Now researchers have built a wireless power transmitter that could cut the cord, so to speak.
The device is a 1-millimeter-thick sheet containing electronic parts made from flexible, plastic semiconductor materials.
Thin and lightweight, the sheet can be imbedded into desktops, walls, floors or ceilings, to power nearby electronic devices. The result: ubiquitous charging without any tripping over cords.
"The system selectively feeds power as high as 30 watts to electronic objects placed upon it," said associate professor Takao Someya of University of Tokyo, who developed the technology with colleague Takayasu Sakurai.
"Thirty watts is enough to drive a small laptop computer," said Someya.
Unlike transmitting information through the air — think wireless Internet — transmitting energy is tricky. The challenge is that the energy disperses, making the transfer inefficient.
And there is also the issue of safety, said assistant professor Marin Soljacic of the Massachusetts Institute of Technology.
"You want to deliver watts from a source to a device and hopefully not burn humans or cats or whatever lives in the room," he said.
Soljacic's team is working on a system of power transmission analogous to the wireless Internet — energy would flow over a few feet and electronic devices would simply have to be in the same room as a transmitter to be charged.
The power sheet overcomes both of these hurdles because it can transmit energy over a short distance (between the pad and the device), and transmit the energy using a magnetic field, which isn't harmful to humans.
First, the power sheet must be plugged into a power generator, battery or electrical outlet. When an object is placed on the sheet, an array of so-called "receiver" coils embedded in the sheet sense the object's location.
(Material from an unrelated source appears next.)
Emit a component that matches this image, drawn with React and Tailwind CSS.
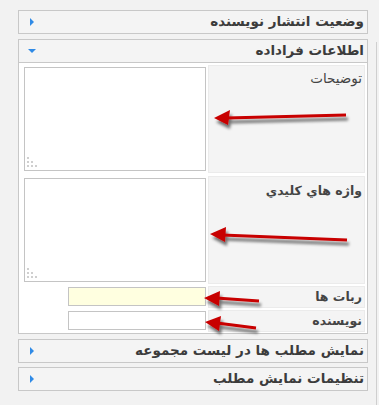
import React from 'react'

const font = { fontFamily: '"DejaVu Sans", Tahoma, sans-serif' }

const Caret = ({ open }) => (
  <svg width="9" height="9" viewBox="0 0 9 9" className="shrink-0">
    {open
      ? <polygon points="0,2 8,2 4,6" fill="#2f8ae6" />
      : <polygon points="2,0 6,4 2,8" fill="#2f8ae6" />}
  </svg>
)

const Header = ({ title, open, className = "" }) => (
  <div className={`h-[24px] border border-[#c8c8c8] bg-[#f4f4f4] flex items-center justify-between pr-[3px] pl-[9px] ${className}`}>
    <span className="text-[13.5px] font-bold text-[#3c3c3c] leading-none pb-[1px] whitespace-nowrap">{title}</span>
    <Caret open={open} />
  </div>
)

const Grip = () => (
  <svg width="12" height="12" viewBox="0 0 12 12" className="absolute left-[1px] bottom-[1px]">
    <g fill="#cfcfcf">
      <rect x="1" y="0" width="2" height="2" />
      <rect x="1" y="4" width="2" height="2" />
      <rect x="5" y="4" width="2" height="2" />
      <rect x="1" y="8" width="2" height="2" />
      <rect x="5" y="8" width="2" height="2" />
      <rect x="9" y="8" width="2" height="2" />
    </g>
  </svg>
)

const Label = ({ children, className = "", bold }) => (
  <div className={`w-[157px] shrink-0 bg-[#f4f4f4] border border-[#ebebeb] px-[2px] ${className}`}>
    <span className={`text-[#444] whitespace-nowrap ${bold ? "font-bold text-[12.5px]" : "text-[13.5px]"}`}>{children}</span>
  </div>
)

const Arrows = () => (
  <svg width="379" height="405" className="absolute inset-0 pointer-events-none">
    <defs>
      <filter id="sh" x="-20%" y="-50%" width="140%" height="250%">
        <feGaussianBlur in="SourceAlpha" stdDeviation="1.6" />
        <feOffset dx="2" dy="4" result="b" />
        <feComponentTransfer><feFuncA type="linear" slope="0.55" /></feComponentTransfer>
        <feMerge><feMergeNode /><feMergeNode in="SourceGraphic" /></feMerge>
      </filter>
    </defs>
    <g filter="url(#sh)" fill="#c80000" stroke="#c80000">
      <line x1="346" y1="115" x2="226" y2="118" strokeWidth="3" />
      <polygon points="214,118 230,110 228,125" stroke="none" />
      <line x1="347" y1="240" x2="222" y2="235" strokeWidth="3" />
      <polygon points="210,234 226,227 225,242" stroke="none" />
      <line x1="259" y1="301" x2="216" y2="298" strokeWidth="3" />
      <polygon points="204,298 220,291 219,306" stroke="none" />
      <line x1="256" y1="328" x2="217" y2="323" strokeWidth="3" />
      <polygon points="205,322 221,316 219,331" stroke="none" />
    </g>
  </svg>
)

export default function App() {
  return (
    <div className="relative w-[379px] h-[405px] bg-[#f2f2f2] overflow-hidden" style={font} dir="rtl">
      <div className="absolute left-[376px] top-[42px] bottom-0 w-px bg-[#cfcfcf]" />
      <div className="w-[350px] mr-[11px] pt-[10px]">
        <Header title="وضعیت انتشار نویسنده" />
        <Header title="اطلاعات فراداده" open className="mt-[5px]" />
        <div className="bg-white border border-t-0 border-[#c8c8c8] px-[2px] pt-[2px] pb-[1px]">
          <div className="flex h-[108px]">
            <Label>توضیحات</Label>
            <div className="flex-1 pr-[2px] pt-[2px]">
              <div className="relative w-[182px] h-[104px] border border-[#c4c4c4] bg-white"><Grip /></div>
            </div>
          </div>
          <div className="flex h-[108px] mt-[3px]">
            <Label className="pt-[1px]" bold>واژه هاي کليدي</Label>
            <div className="flex-1 pr-[2px] pt-[2px]">
              <div className="relative w-[182px] h-[104px] border border-[#c4c4c4] bg-white"><Grip /></div>
            </div>
          </div>
          <div className="flex h-[22px] mt-[2px]">
            <Label className="flex items-center" bold>ربات ها</Label>
            <div className="flex-1 pr-[2px] pt-[1px]">
              <div className="w-[138px] h-[19px] border border-[#c4c4c4] bg-[#ffffe0]" />
            </div>
          </div>
          <div className="flex h-[22px] mt-[2px]">
            <Label className="flex items-center" bold>نویسنده</Label>
            <div className="flex-1 pr-[2px] pt-[1px]">
              <div className="w-[138px] h-[19px] border border-[#c4c4c4] bg-white" />
            </div>
          </div>
        </div>
        <Header title="نمایش مطلب ها در لیست مجموعه" className="mt-[5px]" />
        <Header title="تنظیمات نمایش مطلب" className="mt-[4px]" />
      </div>
      <Arrows />
    </div>
  )
}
At the same time, the alternating current from the power source flows through a different array of so-called "sender" coils, producing a magnetic field.
The magnetic field causes tiny switches to flux back and forth and deliver the energy wirelessly to the receiver coils.
From there, the energy is delivered to the electronic object to be charged as it rests on top of the receiver coils.
The ability to transmit the power selectively to the position of the object, said Someya, significantly reduces the amount of energy that would otherwise disperse.
Someya and his team are working to improve the tiny components within the power sheet and think it could reach the market in about five years.